Tuesday 8 May 2012

Meeting with Steve Gill, Cardiff Met


Last Friday, the 4th May, I visited Professor Steve Gill at Cardiff Metropolitan University's Product Design Research (PDR) Centre. Steve heads the Programme for Advanced Interactive Prototype Research (PAIPR, pronounced 'paper') group which develops quick prototyping technologies and techniques for designing devices that involve physical-to-virtual interfaces such as mobile phones, remote controls, medical technology or anything that involves screens and other outputs reacting to buttons.

The key aim of the resulting work is to initiate the design of a product's user interface as early on in the product development process as possible. This involves lots of user testing on prototypes of increasing fidelity to assess the overall functionality and to ensure the final product is functional and easy to use.

But the problem with this has always been a case of the proverbial chicken and its egg. Product development of electronic interfaces have typically been tackled from a 'bottom up' approach, whereby the inner workings of the device is developed first, then tested, and then case and interface built around it. That is partly because in the past very little could be tested until something usable was made; how can someone fully test how easy a mobile phone is to use without a working mobile phone?

The problem with this bottom up approach is that even once the electronics is all working and being tested by a focus group of 'end users', it becomes very difficult and expensive to then alter all those electronic parts and functionality once it's found that none of the users can use it. So sacrifices are made, and more often than not its the usability that suffers.

The alternative method is from a 'top down' approach, where the design, usability and interface are all but defined at the start and then the technology built in afterwards. The work Steve and PAIPR are doing provides the tools that allow this approach to work.

Several tools and systems have come out of the work at Cardiff. One of them is called the IE4 (pictured above). This is a small, battery powered device, which on its own is no bigger than a small pack of matches. As the name suggests, the IE4 is in its forth generation after nearly 10 years of development. It contains a Bluetooth module and has a 20-pin connection at the back along with a breakout-board to make it easier to work with in the early stages of prototyping.

The IE4 interface Prototyping tool
The device works by simply connecting to a computer via Bluetooth and acting as a control device, such as a mouse or keyboard. The inputs can be added to the pins of the IE4 in the form of buttons, sliders, joysticks, sensors or other input components. These can then be arranged on the surface of a to scale appearance model with the IE4 neatly tucked inside of it out of the way. 

The computer reads the inputs as mouse movements or keyboard presses, and these can be configured to trigger on-screen actions such as menu systems, animations or control dragable objects. In theory anything can be controlled, and the complexity and difficulty of the virtual mock-up is determined only by how far you want to take the simulation and what program you use to do it. You can make something quite complex in Adobe Flash, or save time but still get a decent result in something such as Microsoft PowerPoint.

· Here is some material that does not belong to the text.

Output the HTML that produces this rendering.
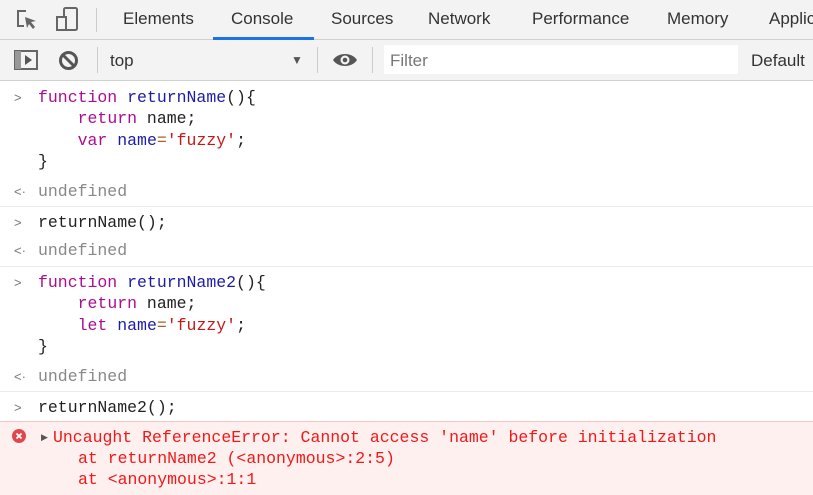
<!DOCTYPE html>
<html><head><meta charset="utf-8"><style>
*{margin:0;padding:0;box-sizing:border-box}
body{width:813px;height:495px;overflow:hidden;background:#fff;font-family:"Liberation Sans",sans-serif;position:relative}
.tabs{position:absolute;left:0;top:0;width:813px;height:40px;background:#f3f3f3;border-bottom:1px solid #d0d0d0}
.tab{position:absolute;top:9px;font-size:17px;color:#333}
.tb{position:absolute;left:0;top:40px;width:813px;height:41px;background:#f3f3f3;border-bottom:1px solid #d0d0d0}
.sep{position:absolute;width:1px;background:#ccc}
.m{font-family:"Liberation Mono",monospace;font-size:16.5px;position:absolute;white-space:pre;line-height:21.3px;color:#222}
.k{color:#aa0d91}.v{color:#1c1ca8}.s{color:#c41a16}.o{color:#a65f2a}
.g{color:#888}
.hr{position:absolute;left:0;width:813px;height:1px;background:#ececec}
.ar{position:absolute;font-size:13px;color:#777;font-family:"Liberation Sans",sans-serif}
.e{color:#f01818}
</style></head><body>
<div class="tabs">
<svg style="position:absolute;left:16px;top:9px" width="22" height="22" viewBox="0 0 22 22"><path d="M10 2H2v15h6" fill="none" stroke="#666" stroke-width="2"/><path d="M9 8l11 4-5 1 4 5-2 2-4-5-2 4z" fill="#666"/></svg>
<svg style="position:absolute;left:55px;top:6px" width="26" height="26" viewBox="0 0 26 26"><rect x="9" y="2" width="13" height="22" rx="1.5" fill="none" stroke="#666" stroke-width="2"/><rect x="2" y="11" width="9" height="13" fill="#f3f3f3" stroke="#666" stroke-width="2"/></svg>
<div class="sep" style="left:96px;top:8px;height:24px"></div>
<div class="tab" style="left:123px">Elements</div>
<div class="tab" style="left:231px">Console</div>
<div style="position:absolute;left:213px;top:37px;width:101px;height:3px;background:#1a73e8"></div>
<div class="tab" style="left:331px">Sources</div>
<div class="tab" style="left:428px">Network</div>
<div class="tab" style="left:532px">Performance</div>
<div class="tab" style="left:667px">Memory</div>
<div class="tab" style="left:769px">Applic</div>
</div>
<div class="tb">
<svg style="position:absolute;left:14px;top:10px" width="24" height="20" viewBox="0 0 24 20"><rect x="1" y="1" width="22" height="18" fill="none" stroke="#666" stroke-width="2"/><rect x="1" y="1" width="6" height="18" fill="#999"/><path d="M11 5l7 5-7 5z" fill="#555"/></svg>
<svg style="position:absolute;left:58px;top:10px" width="21" height="21" viewBox="0 0 21 21"><circle cx="10.5" cy="10.5" r="8" fill="none" stroke="#555" stroke-width="3"/><path d="M5 5l11 11" stroke="#555" stroke-width="3"/></svg>
<div class="sep" style="left:97px;top:7px;height:26px"></div>
<div style="position:absolute;left:110px;top:11px;font-size:17px;color:#333">top</div>
<div style="position:absolute;left:291px;top:13px;font-size:12px;color:#555">▼</div>
<div class="sep" style="left:317px;top:7px;height:26px"></div>
<svg style="position:absolute;left:332px;top:11px" width="26" height="18" viewBox="0 0 26 18"><path d="M1 9C6 1 20 1 25 9C20 17 6 17 1 9z" fill="#555"/><circle cx="13" cy="9" r="4.5" fill="#f3f3f3"/><circle cx="13" cy="9" r="2.3" fill="#555"/></svg>
<div class="sep" style="left:372px;top:7px;height:26px"></div>
<div style="position:absolute;left:384px;top:5px;width:354px;height:29px;background:#fff"></div>
<div style="position:absolute;left:390px;top:11px;font-size:17px;color:#777">Filter</div>
<div style="position:absolute;left:751px;top:11px;font-size:17px;color:#333">Default</div>
</div>

<div class="ar" style="left:14px;top:90px">&gt;</div>
<div class="m" style="left:38px;top:87px"><span class="k">function</span> <span class="v">returnName</span>(){
    <span class="k">return</span> name;
    <span class="k">var</span> <span class="v">name</span><span class="o">=</span><span class="s">'fuzzy'</span>;
}</div>
<div class="ar" style="left:14px;top:184px">&lt;·</div>
<div class="m g" style="left:38px;top:181px">undefined</div>
<div class="hr" style="top:206px"></div>
<div class="ar" style="left:14px;top:215px">&gt;</div>
<div class="m" style="left:38px;top:212px">returnName();</div>
<div class="ar" style="left:14px;top:243px">&lt;·</div>
<div class="m g" style="left:38px;top:240px">undefined</div>
<div class="hr" style="top:266px"></div>
<div class="ar" style="left:14px;top:275px">&gt;</div>
<div class="m" style="left:38px;top:272px"><span class="k">function</span> <span class="v">returnName2</span>(){
    <span class="k">return</span> name;
    <span class="k">let</span> <span class="v">name</span><span class="o">=</span><span class="s">'fuzzy'</span>;
}</div>
<div class="ar" style="left:14px;top:369px">&lt;·</div>
<div class="m g" style="left:38px;top:366px">undefined</div>
<div class="hr" style="top:391px"></div>
<div class="ar" style="left:14px;top:400px">&gt;</div>
<div class="m" style="left:38px;top:397px">returnName2();</div>
<div style="position:absolute;left:0;top:421px;width:813px;height:74px;background:#fff0f0;border-top:1px solid #f5c6c6"></div>
<svg style="position:absolute;left:12px;top:429px" width="14" height="14" viewBox="0 0 14 14"><circle cx="7" cy="7" r="7" fill="#e0474c"/><path d="M4.5 4.5l5 5M9.5 4.5l-5 5" stroke="#fff" stroke-width="1.8"/></svg>
<div style="position:absolute;left:41px;top:432px;font-size:9px;color:#555">▶</div>
<div class="m e" style="left:53px;top:427px">Uncaught ReferenceError: Cannot access 'name' before initialization</div>
<div class="m e" style="left:78px;top:448px">at returnName2 (&lt;anonymous&gt;:2:5)
at &lt;anonymous&gt;:1:1</div>
</body></html>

Photo from paipr.wordpress.com 
The IE4 allows you to create devices that are meant to control virtual interfaces wirelessly from a distance, or just use the computer screen as an effective example of how a screen built into the device would respond - all while being able to quickly build and test mock-ups that effectively trial interface designs of a product.

The facilities for user-centred design testing and analysis at Cardiff are very good. They even have a room which contains 4 HD cameras focused at one desk in the middle of the room. Scenes and scenarios can be set up and users or focus groups can test products and prototypes while being monitored remotely from a room elsewhere in the building. As well as simply recording the actions visually onto tape, data can be collected indicating things like the number of time certain controls were used, or time the user spent reading each menu screen. This gives designers and clients a very detailed analysis of the performance of any one interface.

Summary

The work done at Cardiff is very applicable to my work and I can learn much from it. It has made me think much about the kind of prototyping I am trying to teach with my resources. A prototype can come in many forms, not just a polished, fully to scale, working model that fully represents the finished product, but it can also be an off-cut of polystyrene foam formed roughly to fit in a human hand. And from a usability perspective, there is no reason why as much can be learned from the latter as the former.

Questions arise over the real purpose of a prototype, and what information we as designers need to get from them. Does the test user even have to control the device themselves? What if they only think they are controlling the device, and actually someone else is manipulating the prototype like a puppet, reacting to what the user does. This technique, dubbed the 'Wizard of Oz' method, is very powerful because the 'puppeteer' can control the system in real time, react to the user and simulate as many different scenarios as he or she likes without stopping the simulation to alter the prototype. They can throw in bugs, alternate routes navigation or different functions very quickly without the test subject knowing any different.

Shouldn't we be teaching designers the most effective ways of prototyping for designing and then support it with the necessary electronics and interface design skills? Rather than teach them that the polished end product is really the only real kind of prototype, when really its just the one that would matter in a sales meeting.